Experts at a major UN climate change conference in Bangkok have reached agreement on options for combatting global warming, delegates say.

It follows marathon talks with strong reservations voiced by China.

New clauses added at the last moment clarify the potential for nuclear power and lifestyle changes to cut emissions.

The third part of this year’s assessment from the Intergovernmental Panel on Climate Change looks at ways to curb emissions and economic factors.

The report is due to be released in the Thai capital on Friday.

‘Action needed’

“It’s all done,” Peter Lukey, a member of the South African delegation, told the Associated Press news agency.

“Everything we wanted to see was there and more. The message is: We have to do something now.”

The report makes clear that greenhouse gases are rising, and without intervention will continue to rise, with fossil fuels likely to remain the dominant energy supply for decades to come.

China repeatedly tried to tone down some elements of the draft text prepared for the start of the week-long discussions, delegates said.

It has been keen to remove references to scenarios which it fears could affect its short-term economic growth.
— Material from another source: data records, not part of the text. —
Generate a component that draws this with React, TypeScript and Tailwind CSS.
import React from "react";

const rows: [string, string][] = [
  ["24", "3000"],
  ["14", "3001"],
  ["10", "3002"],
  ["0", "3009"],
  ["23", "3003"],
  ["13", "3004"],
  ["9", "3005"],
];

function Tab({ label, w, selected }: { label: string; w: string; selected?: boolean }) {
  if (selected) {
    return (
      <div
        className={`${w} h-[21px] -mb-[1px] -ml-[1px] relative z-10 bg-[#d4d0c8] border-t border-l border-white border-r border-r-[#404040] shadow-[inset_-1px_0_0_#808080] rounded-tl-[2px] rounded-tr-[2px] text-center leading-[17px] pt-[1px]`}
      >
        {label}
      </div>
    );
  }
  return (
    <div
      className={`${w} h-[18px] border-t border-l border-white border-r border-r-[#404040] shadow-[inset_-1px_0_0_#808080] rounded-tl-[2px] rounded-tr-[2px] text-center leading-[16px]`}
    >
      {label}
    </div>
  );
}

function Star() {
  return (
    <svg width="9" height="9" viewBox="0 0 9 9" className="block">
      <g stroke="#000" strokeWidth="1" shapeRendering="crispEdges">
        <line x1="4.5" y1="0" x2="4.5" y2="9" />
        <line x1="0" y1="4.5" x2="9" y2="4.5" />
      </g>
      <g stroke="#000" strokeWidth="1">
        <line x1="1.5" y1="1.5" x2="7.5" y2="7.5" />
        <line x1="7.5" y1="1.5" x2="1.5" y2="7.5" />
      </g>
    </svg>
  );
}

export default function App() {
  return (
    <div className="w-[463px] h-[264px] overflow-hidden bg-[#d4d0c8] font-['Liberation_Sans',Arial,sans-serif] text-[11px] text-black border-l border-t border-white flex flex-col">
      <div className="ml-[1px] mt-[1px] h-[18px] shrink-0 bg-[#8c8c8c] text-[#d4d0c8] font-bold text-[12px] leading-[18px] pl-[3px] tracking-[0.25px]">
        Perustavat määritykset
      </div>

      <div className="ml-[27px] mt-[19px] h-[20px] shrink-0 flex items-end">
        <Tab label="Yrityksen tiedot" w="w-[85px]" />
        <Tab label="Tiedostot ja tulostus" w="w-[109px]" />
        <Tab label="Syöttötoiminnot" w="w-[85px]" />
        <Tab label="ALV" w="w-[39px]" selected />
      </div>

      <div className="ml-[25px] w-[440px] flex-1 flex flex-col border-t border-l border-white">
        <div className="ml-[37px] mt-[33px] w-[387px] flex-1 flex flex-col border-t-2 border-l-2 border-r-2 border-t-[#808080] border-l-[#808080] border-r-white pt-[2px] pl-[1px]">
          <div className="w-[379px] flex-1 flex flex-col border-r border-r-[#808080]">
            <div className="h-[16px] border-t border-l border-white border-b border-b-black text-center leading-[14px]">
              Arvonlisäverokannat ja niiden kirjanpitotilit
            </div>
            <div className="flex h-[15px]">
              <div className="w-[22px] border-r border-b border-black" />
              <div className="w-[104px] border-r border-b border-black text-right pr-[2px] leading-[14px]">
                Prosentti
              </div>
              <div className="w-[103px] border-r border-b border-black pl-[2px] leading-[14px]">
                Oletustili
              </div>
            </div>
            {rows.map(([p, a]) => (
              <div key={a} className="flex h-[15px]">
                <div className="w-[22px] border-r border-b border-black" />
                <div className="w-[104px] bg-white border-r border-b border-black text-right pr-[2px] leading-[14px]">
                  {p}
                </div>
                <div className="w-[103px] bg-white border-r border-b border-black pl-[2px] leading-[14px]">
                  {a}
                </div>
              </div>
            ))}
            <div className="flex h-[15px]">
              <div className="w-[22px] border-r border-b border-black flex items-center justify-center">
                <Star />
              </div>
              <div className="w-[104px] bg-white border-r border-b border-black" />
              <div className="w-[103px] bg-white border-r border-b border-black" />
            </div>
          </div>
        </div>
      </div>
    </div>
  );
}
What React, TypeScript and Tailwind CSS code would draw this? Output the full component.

The Intergovernmental Panel on Climate Change (IPCC) has already this year produced the two other elements of this global assessment report – its fourth since 1990 – dealing respectively with the science of climate change and on the potential impacts.

Stable futures

The draft report assesses the likely costs to the global economy of stabilising greenhouse gases at various concentrations in the atmosphere.
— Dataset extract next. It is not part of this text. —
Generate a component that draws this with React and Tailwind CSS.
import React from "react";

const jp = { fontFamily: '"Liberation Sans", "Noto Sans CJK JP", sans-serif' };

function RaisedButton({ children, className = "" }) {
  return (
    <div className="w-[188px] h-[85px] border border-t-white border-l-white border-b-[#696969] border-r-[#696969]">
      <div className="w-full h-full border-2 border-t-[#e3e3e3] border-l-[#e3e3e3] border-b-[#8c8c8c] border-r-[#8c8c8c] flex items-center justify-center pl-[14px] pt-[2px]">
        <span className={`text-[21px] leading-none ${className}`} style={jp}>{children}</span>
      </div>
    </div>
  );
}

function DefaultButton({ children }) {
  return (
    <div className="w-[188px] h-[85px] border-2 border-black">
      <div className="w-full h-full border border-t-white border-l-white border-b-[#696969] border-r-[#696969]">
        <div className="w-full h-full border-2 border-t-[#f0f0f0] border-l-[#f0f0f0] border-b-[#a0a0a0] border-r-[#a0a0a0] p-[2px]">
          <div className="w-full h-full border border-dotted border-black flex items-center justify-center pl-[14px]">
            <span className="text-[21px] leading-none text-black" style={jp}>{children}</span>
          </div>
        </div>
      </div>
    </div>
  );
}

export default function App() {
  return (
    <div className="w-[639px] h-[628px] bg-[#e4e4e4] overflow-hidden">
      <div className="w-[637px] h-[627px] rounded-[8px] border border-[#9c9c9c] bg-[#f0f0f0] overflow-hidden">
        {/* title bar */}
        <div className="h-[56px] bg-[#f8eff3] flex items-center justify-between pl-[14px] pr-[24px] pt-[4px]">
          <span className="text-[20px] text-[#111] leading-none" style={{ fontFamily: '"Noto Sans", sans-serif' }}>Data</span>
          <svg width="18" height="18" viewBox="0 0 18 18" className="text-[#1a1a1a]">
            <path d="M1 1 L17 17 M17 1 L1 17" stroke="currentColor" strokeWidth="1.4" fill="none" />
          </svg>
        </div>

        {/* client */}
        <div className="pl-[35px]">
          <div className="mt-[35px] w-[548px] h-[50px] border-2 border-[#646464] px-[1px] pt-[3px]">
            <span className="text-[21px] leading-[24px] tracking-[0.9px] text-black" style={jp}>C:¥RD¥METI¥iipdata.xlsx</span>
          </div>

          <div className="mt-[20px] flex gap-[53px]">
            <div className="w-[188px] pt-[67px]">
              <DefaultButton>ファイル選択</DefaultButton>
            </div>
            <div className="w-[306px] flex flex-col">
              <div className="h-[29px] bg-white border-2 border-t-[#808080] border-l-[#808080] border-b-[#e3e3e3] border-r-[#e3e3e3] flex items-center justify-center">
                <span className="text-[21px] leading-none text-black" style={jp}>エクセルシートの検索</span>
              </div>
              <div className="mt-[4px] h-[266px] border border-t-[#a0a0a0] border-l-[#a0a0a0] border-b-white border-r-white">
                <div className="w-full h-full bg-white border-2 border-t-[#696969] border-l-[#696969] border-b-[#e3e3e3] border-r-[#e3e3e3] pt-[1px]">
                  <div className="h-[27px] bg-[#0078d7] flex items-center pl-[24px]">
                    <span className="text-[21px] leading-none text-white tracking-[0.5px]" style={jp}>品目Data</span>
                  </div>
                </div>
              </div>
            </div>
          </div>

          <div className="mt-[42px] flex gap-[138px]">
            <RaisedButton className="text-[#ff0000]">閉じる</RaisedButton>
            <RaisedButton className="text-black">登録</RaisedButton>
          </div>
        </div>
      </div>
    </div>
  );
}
Aiming for a total greenhouse gas concentration equivalent to 650 parts per million (ppm) of carbon dioxide would reduce global GDP by about 0.2%, it says, whereas a more ambitious target of 550ppm would cost about 0.6% of global GDP, says the BBC’s environment correspondent Richard Black.
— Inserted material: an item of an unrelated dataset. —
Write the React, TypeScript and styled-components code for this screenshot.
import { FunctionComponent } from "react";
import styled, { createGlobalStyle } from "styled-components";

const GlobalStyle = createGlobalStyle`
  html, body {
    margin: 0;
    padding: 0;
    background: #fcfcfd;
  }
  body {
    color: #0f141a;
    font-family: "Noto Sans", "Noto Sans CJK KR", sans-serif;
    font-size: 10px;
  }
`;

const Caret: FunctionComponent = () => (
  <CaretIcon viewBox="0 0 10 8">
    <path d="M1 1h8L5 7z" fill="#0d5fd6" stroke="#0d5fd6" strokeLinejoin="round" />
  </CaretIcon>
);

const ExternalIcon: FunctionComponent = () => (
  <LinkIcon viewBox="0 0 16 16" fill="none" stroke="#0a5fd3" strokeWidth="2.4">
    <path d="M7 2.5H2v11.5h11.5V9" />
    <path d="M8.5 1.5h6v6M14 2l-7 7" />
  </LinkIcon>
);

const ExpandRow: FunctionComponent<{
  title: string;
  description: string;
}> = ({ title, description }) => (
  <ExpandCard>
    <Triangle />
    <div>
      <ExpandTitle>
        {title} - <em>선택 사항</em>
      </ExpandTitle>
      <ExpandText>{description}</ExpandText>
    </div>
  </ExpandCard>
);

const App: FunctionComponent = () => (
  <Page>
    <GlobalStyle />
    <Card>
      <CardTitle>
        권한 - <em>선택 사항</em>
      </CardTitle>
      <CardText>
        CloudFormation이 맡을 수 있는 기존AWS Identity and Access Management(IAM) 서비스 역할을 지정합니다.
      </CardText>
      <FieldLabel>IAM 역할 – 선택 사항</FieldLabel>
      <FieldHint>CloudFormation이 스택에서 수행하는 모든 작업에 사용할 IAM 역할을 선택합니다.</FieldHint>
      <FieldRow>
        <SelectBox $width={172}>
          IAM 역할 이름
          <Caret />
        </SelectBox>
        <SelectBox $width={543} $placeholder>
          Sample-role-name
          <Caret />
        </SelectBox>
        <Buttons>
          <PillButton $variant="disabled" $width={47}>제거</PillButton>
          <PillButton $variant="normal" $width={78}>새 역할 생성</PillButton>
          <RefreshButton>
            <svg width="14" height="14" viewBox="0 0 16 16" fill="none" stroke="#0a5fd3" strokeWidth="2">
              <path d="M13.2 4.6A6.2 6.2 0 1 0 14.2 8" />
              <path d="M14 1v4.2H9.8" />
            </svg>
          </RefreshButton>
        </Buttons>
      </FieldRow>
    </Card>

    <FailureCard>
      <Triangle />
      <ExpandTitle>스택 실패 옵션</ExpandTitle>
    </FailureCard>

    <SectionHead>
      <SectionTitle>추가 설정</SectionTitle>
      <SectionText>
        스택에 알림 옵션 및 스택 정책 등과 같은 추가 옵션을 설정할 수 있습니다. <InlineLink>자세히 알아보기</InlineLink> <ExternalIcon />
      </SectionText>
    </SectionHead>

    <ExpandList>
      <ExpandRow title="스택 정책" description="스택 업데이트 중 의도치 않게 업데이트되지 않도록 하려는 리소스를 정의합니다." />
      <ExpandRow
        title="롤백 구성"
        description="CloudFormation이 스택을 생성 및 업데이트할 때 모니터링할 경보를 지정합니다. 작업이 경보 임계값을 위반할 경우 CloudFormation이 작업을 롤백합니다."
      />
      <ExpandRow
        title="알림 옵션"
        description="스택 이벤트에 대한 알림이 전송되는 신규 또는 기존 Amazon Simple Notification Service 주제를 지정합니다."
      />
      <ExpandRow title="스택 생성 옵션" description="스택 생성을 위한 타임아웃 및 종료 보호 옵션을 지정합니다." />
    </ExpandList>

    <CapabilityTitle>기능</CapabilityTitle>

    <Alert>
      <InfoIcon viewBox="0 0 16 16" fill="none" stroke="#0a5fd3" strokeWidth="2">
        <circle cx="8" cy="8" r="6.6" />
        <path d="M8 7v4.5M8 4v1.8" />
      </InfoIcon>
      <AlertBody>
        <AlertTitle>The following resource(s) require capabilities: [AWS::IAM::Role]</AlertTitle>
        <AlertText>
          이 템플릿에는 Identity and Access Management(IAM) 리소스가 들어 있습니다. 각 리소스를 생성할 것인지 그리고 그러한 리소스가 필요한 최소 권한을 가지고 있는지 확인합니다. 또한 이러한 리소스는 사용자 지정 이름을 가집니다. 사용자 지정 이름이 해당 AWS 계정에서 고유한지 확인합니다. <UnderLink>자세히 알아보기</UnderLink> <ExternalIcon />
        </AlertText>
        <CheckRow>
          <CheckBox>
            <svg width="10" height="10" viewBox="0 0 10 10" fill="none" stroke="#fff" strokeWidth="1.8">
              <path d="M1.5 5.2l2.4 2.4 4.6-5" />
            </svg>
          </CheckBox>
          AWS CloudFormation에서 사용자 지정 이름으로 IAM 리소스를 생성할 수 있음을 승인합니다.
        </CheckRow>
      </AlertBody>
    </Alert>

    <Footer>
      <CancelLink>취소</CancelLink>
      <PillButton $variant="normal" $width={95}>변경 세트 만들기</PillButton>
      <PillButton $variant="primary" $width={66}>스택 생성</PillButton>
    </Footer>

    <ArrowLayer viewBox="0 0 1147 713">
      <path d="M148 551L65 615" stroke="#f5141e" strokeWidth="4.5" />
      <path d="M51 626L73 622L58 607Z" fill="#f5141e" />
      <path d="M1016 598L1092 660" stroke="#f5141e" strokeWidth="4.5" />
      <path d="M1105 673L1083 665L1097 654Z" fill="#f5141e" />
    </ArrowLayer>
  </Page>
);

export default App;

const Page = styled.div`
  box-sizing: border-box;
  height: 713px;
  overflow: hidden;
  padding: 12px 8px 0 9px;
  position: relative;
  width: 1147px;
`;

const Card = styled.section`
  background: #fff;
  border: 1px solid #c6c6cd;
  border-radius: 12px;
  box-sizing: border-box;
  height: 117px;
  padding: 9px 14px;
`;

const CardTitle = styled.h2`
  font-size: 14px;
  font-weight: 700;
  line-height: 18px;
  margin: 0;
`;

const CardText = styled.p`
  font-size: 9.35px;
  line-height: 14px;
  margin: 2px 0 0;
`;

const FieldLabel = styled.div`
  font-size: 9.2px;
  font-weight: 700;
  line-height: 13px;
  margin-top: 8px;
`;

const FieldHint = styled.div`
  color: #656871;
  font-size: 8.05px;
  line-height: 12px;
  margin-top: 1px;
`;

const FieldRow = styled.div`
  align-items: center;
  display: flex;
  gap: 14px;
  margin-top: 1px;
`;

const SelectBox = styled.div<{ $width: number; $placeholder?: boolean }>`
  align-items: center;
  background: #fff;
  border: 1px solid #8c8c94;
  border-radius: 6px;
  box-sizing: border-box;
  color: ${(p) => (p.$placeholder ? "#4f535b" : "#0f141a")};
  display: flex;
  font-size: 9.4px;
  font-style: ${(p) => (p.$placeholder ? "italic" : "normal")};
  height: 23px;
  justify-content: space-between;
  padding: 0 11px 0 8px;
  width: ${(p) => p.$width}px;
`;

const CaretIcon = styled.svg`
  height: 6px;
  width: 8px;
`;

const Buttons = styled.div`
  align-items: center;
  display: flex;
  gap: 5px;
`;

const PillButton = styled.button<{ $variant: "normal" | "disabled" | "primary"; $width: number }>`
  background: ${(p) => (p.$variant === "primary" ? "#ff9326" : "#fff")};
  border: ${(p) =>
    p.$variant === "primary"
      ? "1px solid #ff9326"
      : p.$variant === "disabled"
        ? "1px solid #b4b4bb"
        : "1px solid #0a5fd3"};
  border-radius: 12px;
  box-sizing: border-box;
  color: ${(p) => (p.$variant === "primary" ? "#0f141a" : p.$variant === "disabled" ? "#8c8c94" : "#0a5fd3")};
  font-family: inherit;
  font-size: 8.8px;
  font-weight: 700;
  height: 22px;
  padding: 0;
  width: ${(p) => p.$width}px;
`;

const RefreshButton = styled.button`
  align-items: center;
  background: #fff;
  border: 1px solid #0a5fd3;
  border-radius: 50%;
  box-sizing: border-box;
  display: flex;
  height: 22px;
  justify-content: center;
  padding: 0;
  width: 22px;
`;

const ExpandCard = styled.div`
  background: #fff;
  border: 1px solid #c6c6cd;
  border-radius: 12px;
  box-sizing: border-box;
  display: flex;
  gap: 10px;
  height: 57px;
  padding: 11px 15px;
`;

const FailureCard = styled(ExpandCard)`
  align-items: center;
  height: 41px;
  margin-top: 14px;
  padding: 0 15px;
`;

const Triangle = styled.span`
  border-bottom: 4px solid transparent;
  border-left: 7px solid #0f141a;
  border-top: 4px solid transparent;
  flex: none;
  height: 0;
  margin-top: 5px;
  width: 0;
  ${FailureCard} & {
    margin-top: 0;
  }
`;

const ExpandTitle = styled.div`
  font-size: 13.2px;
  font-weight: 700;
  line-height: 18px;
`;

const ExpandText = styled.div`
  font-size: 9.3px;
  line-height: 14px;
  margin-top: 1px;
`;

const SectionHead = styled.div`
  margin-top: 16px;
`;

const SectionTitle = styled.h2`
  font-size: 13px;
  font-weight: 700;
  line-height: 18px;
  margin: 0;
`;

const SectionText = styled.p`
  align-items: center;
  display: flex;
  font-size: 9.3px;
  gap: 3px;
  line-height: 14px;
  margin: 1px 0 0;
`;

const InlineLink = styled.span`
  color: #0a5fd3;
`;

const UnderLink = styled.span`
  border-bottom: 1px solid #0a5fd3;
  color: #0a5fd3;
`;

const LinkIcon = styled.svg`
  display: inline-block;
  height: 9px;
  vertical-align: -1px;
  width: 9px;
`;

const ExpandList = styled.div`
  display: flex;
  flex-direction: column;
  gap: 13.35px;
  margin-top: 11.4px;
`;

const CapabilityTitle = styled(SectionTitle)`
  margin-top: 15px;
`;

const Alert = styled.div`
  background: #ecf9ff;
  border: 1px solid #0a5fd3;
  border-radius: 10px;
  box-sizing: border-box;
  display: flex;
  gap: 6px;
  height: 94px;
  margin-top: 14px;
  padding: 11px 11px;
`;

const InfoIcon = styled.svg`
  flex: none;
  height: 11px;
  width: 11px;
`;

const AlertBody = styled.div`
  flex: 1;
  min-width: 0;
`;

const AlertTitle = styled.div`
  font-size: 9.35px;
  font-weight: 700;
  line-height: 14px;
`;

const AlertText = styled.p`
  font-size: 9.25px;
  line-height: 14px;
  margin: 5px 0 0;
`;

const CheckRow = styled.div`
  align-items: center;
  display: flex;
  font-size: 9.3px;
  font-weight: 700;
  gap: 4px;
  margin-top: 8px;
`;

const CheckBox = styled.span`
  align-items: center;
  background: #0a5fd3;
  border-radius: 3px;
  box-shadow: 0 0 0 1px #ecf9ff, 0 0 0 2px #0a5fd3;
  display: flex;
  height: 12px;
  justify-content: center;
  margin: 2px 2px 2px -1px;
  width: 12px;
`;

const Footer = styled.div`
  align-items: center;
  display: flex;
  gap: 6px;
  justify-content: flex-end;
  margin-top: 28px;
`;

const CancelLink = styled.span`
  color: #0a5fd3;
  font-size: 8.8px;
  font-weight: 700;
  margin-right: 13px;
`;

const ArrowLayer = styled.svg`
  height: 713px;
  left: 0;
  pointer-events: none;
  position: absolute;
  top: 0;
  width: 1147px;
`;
The current atmospheric concentration is about 425ppm, and many climate scientists now argue that only agreeing to keep below about 450ppm can prevent major climatic consequences.

The IPCC draft says keeping concentrations at this level could cost up to 3% of GDP.

“I can tell you that the probability for achieving 450ppm in anything approaching the world as it now is almost impossible,” commented Professor Stephen Schneider from Stanford University in California, who helped draft the IPCC’s first report this year on the science of climate change.

“But a temperature rise over 2-3C leads to potential mass extinctions, serious problems with coasts, mountain glaciers disappearing, melting ice sheets… and one has to talk about stabilisation at 450-550ppm range to have a better than 20-30% chance of preventing that.”

The IPCC does not make policy recommendations, but even so China, with some other delegations, sought to play down references to the lower stabilisation levels.